During a life of 80 years, which ended in Los Angeles in 1929, he never did much of anything except roam around, play cards, crack skulls in noisy cow-towns, play cards, shoot Tombstone's troublemakers, race ponies, rarely talk freely about anything, prospect for gold and silver, play cards, almost never laugh, roll dice, play cards and die poor, with--irony of ironies--two of Hollywood's biggest cowboy stars among his pallbearers.

All of which explains why academic historians usually turn up their noses when it comes to writing about Wyatt, and a darn good thing, too. Otherwise, they would've scribbled him into obscurity because--let's be honest--your average professor couldn't write an interesting suicide note.
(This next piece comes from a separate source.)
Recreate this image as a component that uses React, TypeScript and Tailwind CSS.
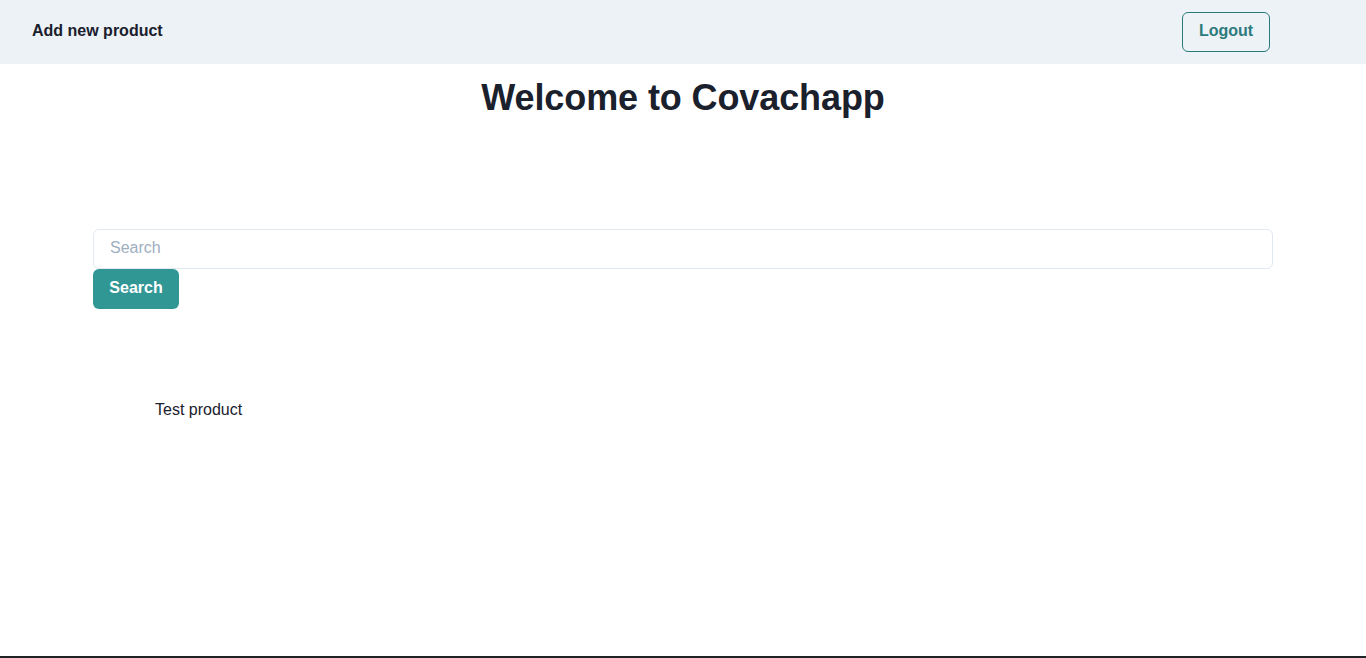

No, his myth has been built primarily by the unschooled, the unhinged and the unwashed, who, while lacking a full set of teeth and marketable job skills, can still, when the smoke blows away, spot a damned good story.

Here's a brave and stalwart marshal who, in spite of a few hiccups of illegality in his life--stealing horses in Arkansas, for one--followed the true course, until he had to choose between loyalty to his brothers and loyalty to the law.

The choice was exactly that stark. As Wyatt told biographer Stuart Lake in the late 1920s, if he'd been willing to go outside the law earlier, Morgan would still be alive.

"It's a pretty high price to ask a man to pay for trying to shoot square," Wyatt said.

It's hard to argue the point. Every time Wyatt arrested one of the cowboy gang and brought them to court, they found friends to provide alibis and win their release.

It happened with Virgil's ambushers, and it happened with Morgan's killers, and it would've kept happening, because the cowboys weren't going to stop until the Earp boys were dead.

So Wyatt chose his brothers.

He stepped outside everything he'd stood for and became a black-hearted killer who wound up, in the early spring of 1882, galloping out of Arizona Territory, his so-called posse at his side, smacking his horse with his hat and hollering, "Yaahhh! ... Yaaahhhhh!" as other law-dogs tried without success to run the fallen marshal down.

Now that, professor, is a story.

Beware a pale rider, Tucson. Wyatt's coming back.